◆ Task to carry out:
Images are not part of the copy; transcribe all the data exactly.

——————————

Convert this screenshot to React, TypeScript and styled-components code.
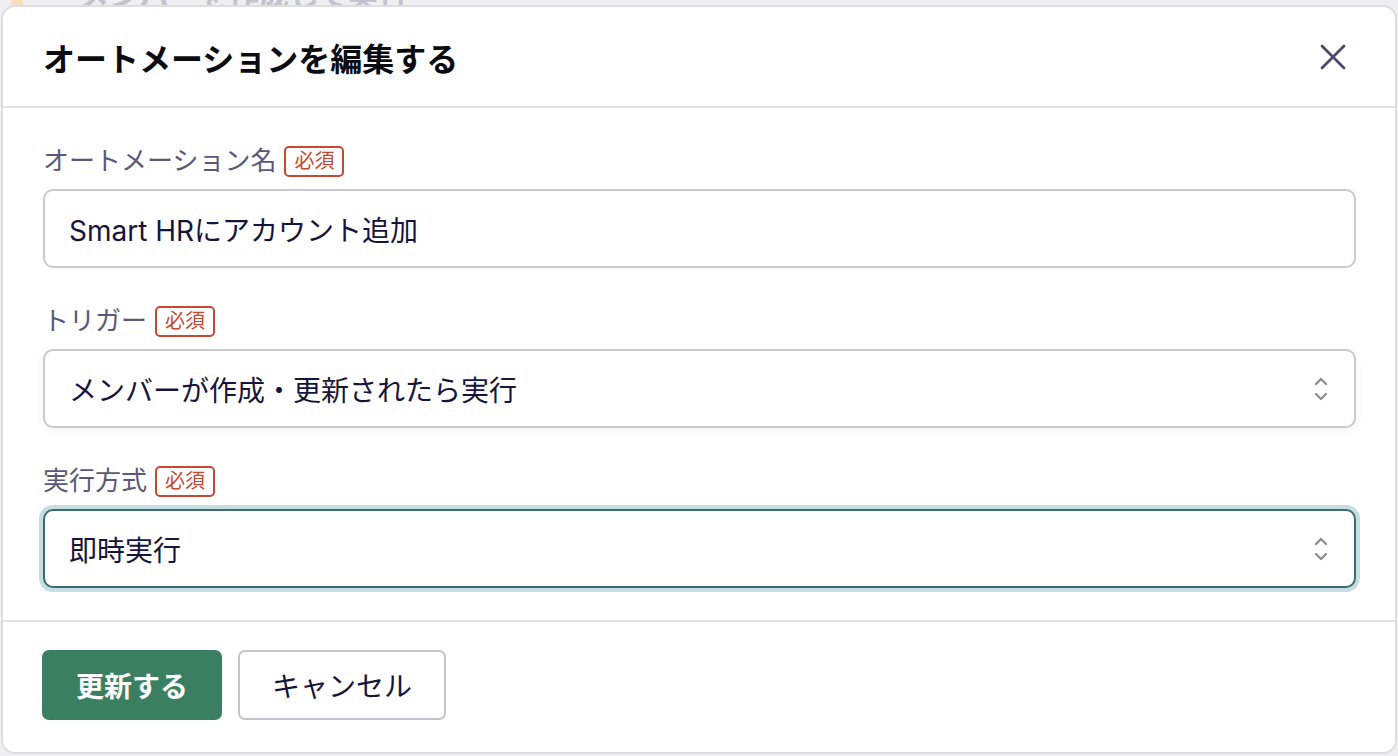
import styled, { createGlobalStyle } from "styled-components";

const GlobalStyle = createGlobalStyle`
    html, body {
        margin: 0;
        padding: 0;
        background-color: #efeff1;
        font-family: "Inter", "Noto Sans CJK JP", sans-serif;
    }
    * {
        box-sizing: border-box;
    }
`;

const fields = [
    { label: "オートメーション名", value: "Smart HRにアカウント追加", kind: "input" },
    { label: "トリガー", value: "メンバーが作成・更新されたら実行", kind: "select" },
    { label: "実行方式", value: "即時実行", kind: "select", focused: true },
];

const Chevrons = () => (
    <svg width="14" height="26" viewBox="0 0 14 26" fill="none">
        <path d="M2 8 L7 3 L12 8" stroke="#8a8a94" strokeWidth="2.2" strokeLinecap="round" strokeLinejoin="round" />
        <path d="M2 18 L7 23 L12 18" stroke="#8a8a94" strokeWidth="2.2" strokeLinecap="round" strokeLinejoin="round" />
    </svg>
);

const CloseIcon = () => (
    <svg width="26" height="26" viewBox="0 0 26 26" fill="none">
        <path d="M2 2 L24 24 M24 2 L2 24" stroke="#4b4a6c" strokeWidth="2.8" strokeLinecap="round" />
    </svg>
);

const App = () => {
    return (
        <>
            <GlobalStyle />
            <Page>
                <Backdrop>
                    <BackdropDot />
                    <BackdropText>メンバーを作成して実行</BackdropText>
                </Backdrop>
                <Modal>
                    <Header>
                        <Title>オートメーションを編集する</Title>
                        <CloseButton aria-label="閉じる">
                            <CloseIcon />
                        </CloseButton>
                    </Header>
                    <Body>
                        {fields.map((field, index) => (
                            <Field key={index}>
                                <LabelRow>
                                    <Label>{field.label}</Label>
                                    <Required>必須</Required>
                                </LabelRow>
                                <Control $focused={!!field.focused} $select={field.kind === "select"}>
                                    <ControlText>{field.value}</ControlText>
                                    {field.kind === "select" && <Chevrons />}
                                </Control>
                            </Field>
                        ))}
                    </Body>
                    <Footer>
                        <PrimaryButton>更新する</PrimaryButton>
                        <SecondaryButton>キャンセル</SecondaryButton>
                    </Footer>
                </Modal>
            </Page>
        </>
    );
};

export default App;

const Page = styled.div`
    display: flex;
    flex-direction: column;
    width: 1398px;
    height: 756px;
    padding: 0 1px 2px 1px;
    overflow: hidden;
`;

const Backdrop = styled.div`
    display: flex;
    align-items: flex-end;
    gap: 56px;
    height: 5px;
    padding-left: 10px;
    overflow: hidden;
    flex-shrink: 0;
`;

const BackdropDot = styled.div`
    width: 12px;
    height: 12px;
    margin-bottom: -4px;
    border-radius: 50%;
    background-color: #f6dfb8;
`;

const BackdropText = styled.div`
    font-size: 30px;
    font-weight: 700;
    line-height: 30px;
    margin-bottom: -5px;
    color: #c3c3d0;
    white-space: nowrap;
`;

const Modal = styled.div`
    display: flex;
    flex-direction: column;
    flex: 1;
    background-color: #ffffff;
    border: 2px solid #dedee2;
    border-radius: 14px;
    overflow: hidden;
`;

const Header = styled.div`
    display: flex;
    align-items: center;
    justify-content: space-between;
    height: 101px;
    padding: 0 49px 0 40px;
    border-bottom: 2px solid #e2e2e6;
    flex-shrink: 0;
`;

const Title = styled.h1`
    margin: 0;
    font-size: 32px;
    font-weight: 700;
    color: #0b0b12;
`;

const CloseButton = styled.button`
    display: flex;
    align-items: center;
    justify-content: center;
    padding: 0;
    border: none;
    background: none;
    cursor: pointer;
`;

const Body = styled.div`
    display: flex;
    flex-direction: column;
    gap: 35px;
    padding: 35px 39px 32px 40px;
    border-bottom: 2px solid #e2e2e6;
`;

const Field = styled.div`
    display: flex;
    flex-direction: column;
    gap: 10px;
`;

const LabelRow = styled.div`
    display: flex;
    align-items: center;
    gap: 8px;
    height: 36px;
`;

const Label = styled.span`
    font-size: 26px;
    color: #5a587a;
    line-height: 1;
`;

const Required = styled.span`
    display: inline-flex;
    align-items: center;
    justify-content: center;
    height: 31px;
    padding: 0 8px;
    border: 2px solid #c8472e;
    border-radius: 5px;
    font-size: 20px;
    color: #c8472e;
    line-height: 1;
`;

const Control = styled.div<{ $focused: boolean; $select: boolean }>`
    display: flex;
    align-items: center;
    justify-content: space-between;
    height: 79px;
    padding: 0 26px 0 24px;
    border: 2px solid ${(p) => (p.$focused ? "#3c6c70" : "#c9c9ce")};
    border-radius: 10px;
    background-color: #ffffff;
    box-shadow: ${(p) =>
        p.$focused
            ? "0 0 0 4px #c6dde1"
            : p.$select
            ? "0 2px 10px rgba(0, 0, 0, 0.05)"
            : "none"};
`;

const ControlText = styled.span`
    font-size: 28px;
    color: #16143c;
`;

const Footer = styled.div`
    display: flex;
    align-items: center;
    gap: 16px;
    padding: 28px 40px 0 39px;
`;

const PrimaryButton = styled.button`
    height: 70px;
    padding: 0 34px;
    border: none;
    border-radius: 7px;
    background-color: #3a7f62;
    color: #ffffff;
    font-family: inherit;
    font-size: 28px;
    font-weight: 700;
    cursor: pointer;
`;

const SecondaryButton = styled.button`
    height: 70px;
    padding: 0 32px;
    border: 2px solid #c3c4ca;
    border-radius: 7px;
    background-color: #ffffff;
    color: #16143c;
    font-family: inherit;
    font-size: 28px;
    cursor: pointer;
`;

——————————

◆ Final answer:
Convert this screenshot to React, TypeScript and styled-components code.
import styled, { createGlobalStyle } from "styled-components";

const GlobalStyle = createGlobalStyle`
    html, body {
        margin: 0;
        padding: 0;
        background-color: #efeff1;
        font-family: "Inter", "Noto Sans CJK JP", sans-serif;
    }
    * {
        box-sizing: border-box;
    }
`;

const fields = [
    { label: "オートメーション名", value: "Smart HRにアカウント追加", kind: "input" },
    { label: "トリガー", value: "メンバーが作成・更新されたら実行", kind: "select" },
    { label: "実行方式", value: "即時実行", kind: "select", focused: true },
];

const Chevrons = () => (
    <svg width="14" height="26" viewBox="0 0 14 26" fill="none">
        <path d="M2 8 L7 3 L12 8" stroke="#8a8a94" strokeWidth="2.2" strokeLinecap="round" strokeLinejoin="round" />
        <path d="M2 18 L7 23 L12 18" stroke="#8a8a94" strokeWidth="2.2" strokeLinecap="round" strokeLinejoin="round" />
    </svg>
);

const CloseIcon = () => (
    <svg width="26" height="26" viewBox="0 0 26 26" fill="none">
        <path d="M2 2 L24 24 M24 2 L2 24" stroke="#4b4a6c" strokeWidth="2.8" strokeLinecap="round" />
    </svg>
);

const App = () => {
    return (
        <>
            <GlobalStyle />
            <Page>
                <Backdrop>
                    <BackdropDot />
                    <BackdropText>メンバーを作成して実行</BackdropText>
                </Backdrop>
                <Modal>
                    <Header>
                        <Title>オートメーションを編集する</Title>
                        <CloseButton aria-label="閉じる">
                            <CloseIcon />
                        </CloseButton>
                    </Header>
                    <Body>
                        {fields.map((field, index) => (
                            <Field key={index}>
                                <LabelRow>
                                    <Label>{field.label}</Label>
                                    <Required>必須</Required>
                                </LabelRow>
                                <Control $focused={!!field.focused} $select={field.kind === "select"}>
                                    <ControlText>{field.value}</ControlText>
                                    {field.kind === "select" && <Chevrons />}
                                </Control>
                            </Field>
                        ))}
                    </Body>
                    <Footer>
                        <PrimaryButton>更新する</PrimaryButton>
                        <SecondaryButton>キャンセル</SecondaryButton>
                    </Footer>
                </Modal>
            </Page>
        </>
    );
};

export default App;

const Page = styled.div`
    display: flex;
    flex-direction: column;
    width: 1398px;
    height: 756px;
    padding: 0 1px 2px 1px;
    overflow: hidden;
`;

const Backdrop = styled.div`
    display: flex;
    align-items: flex-end;
    gap: 56px;
    height: 5px;
    padding-left: 10px;
    overflow: hidden;
    flex-shrink: 0;
`;

const BackdropDot = styled.div`
    width: 12px;
    height: 12px;
    margin-bottom: -4px;
    border-radius: 50%;
    background-color: #f6dfb8;
`;

const BackdropText = styled.div`
    font-size: 30px;
    font-weight: 700;
    line-height: 30px;
    margin-bottom: -5px;
    color: #c3c3d0;
    white-space: nowrap;
`;

const Modal = styled.div`
    display: flex;
    flex-direction: column;
    flex: 1;
    background-color: #ffffff;
    border: 2px solid #dedee2;
    border-radius: 14px;
    overflow: hidden;
`;

const Header = styled.div`
    display: flex;
    align-items: center;
    justify-content: space-between;
    height: 101px;
    padding: 0 49px 0 40px;
    border-bottom: 2px solid #e2e2e6;
    flex-shrink: 0;
`;

const Title = styled.h1`
    margin: 0;
    font-size: 32px;
    font-weight: 700;
    color: #0b0b12;
`;

const CloseButton = styled.button`
    display: flex;
    align-items: center;
    justify-content: center;
    padding: 0;
    border: none;
    background: none;
    cursor: pointer;
`;

const Body = styled.div`
    display: flex;
    flex-direction: column;
    gap: 35px;
    padding: 35px 39px 32px 40px;
    border-bottom: 2px solid #e2e2e6;
`;

const Field = styled.div`
    display: flex;
    flex-direction: column;
    gap: 10px;
`;

const LabelRow = styled.div`
    display: flex;
    align-items: center;
    gap: 8px;
    height: 36px;
`;

const Label = styled.span`
    font-size: 26px;
    color: #5a587a;
    line-height: 1;
`;

const Required = styled.span`
    display: inline-flex;
    align-items: center;
    justify-content: center;
    height: 31px;
    padding: 0 8px;
    border: 2px solid #c8472e;
    border-radius: 5px;
    font-size: 20px;
    color: #c8472e;
    line-height: 1;
`;

const Control = styled.div<{ $focused: boolean; $select: boolean }>`
    display: flex;
    align-items: center;
    justify-content: space-between;
    height: 79px;
    padding: 0 26px 0 24px;
    border: 2px solid ${(p) => (p.$focused ? "#3c6c70" : "#c9c9ce")};
    border-radius: 10px;
    background-color: #ffffff;
    box-shadow: ${(p) =>
        p.$focused
            ? "0 0 0 4px #c6dde1"
            : p.$select
            ? "0 2px 10px rgba(0, 0, 0, 0.05)"
            : "none"};
`;

const ControlText = styled.span`
    font-size: 28px;
    color: #16143c;
`;

const Footer = styled.div`
    display: flex;
    align-items: center;
    gap: 16px;
    padding: 28px 40px 0 39px;
`;

const PrimaryButton = styled.button`
    height: 70px;
    padding: 0 34px;
    border: none;
    border-radius: 7px;
    background-color: #3a7f62;
    color: #ffffff;
    font-family: inherit;
    font-size: 28px;
    font-weight: 700;
    cursor: pointer;
`;

const SecondaryButton = styled.button`
    height: 70px;
    padding: 0 32px;
    border: 2px solid #c3c4ca;
    border-radius: 7px;
    background-color: #ffffff;
    color: #16143c;
    font-family: inherit;
    font-size: 28px;
    cursor: pointer;
`;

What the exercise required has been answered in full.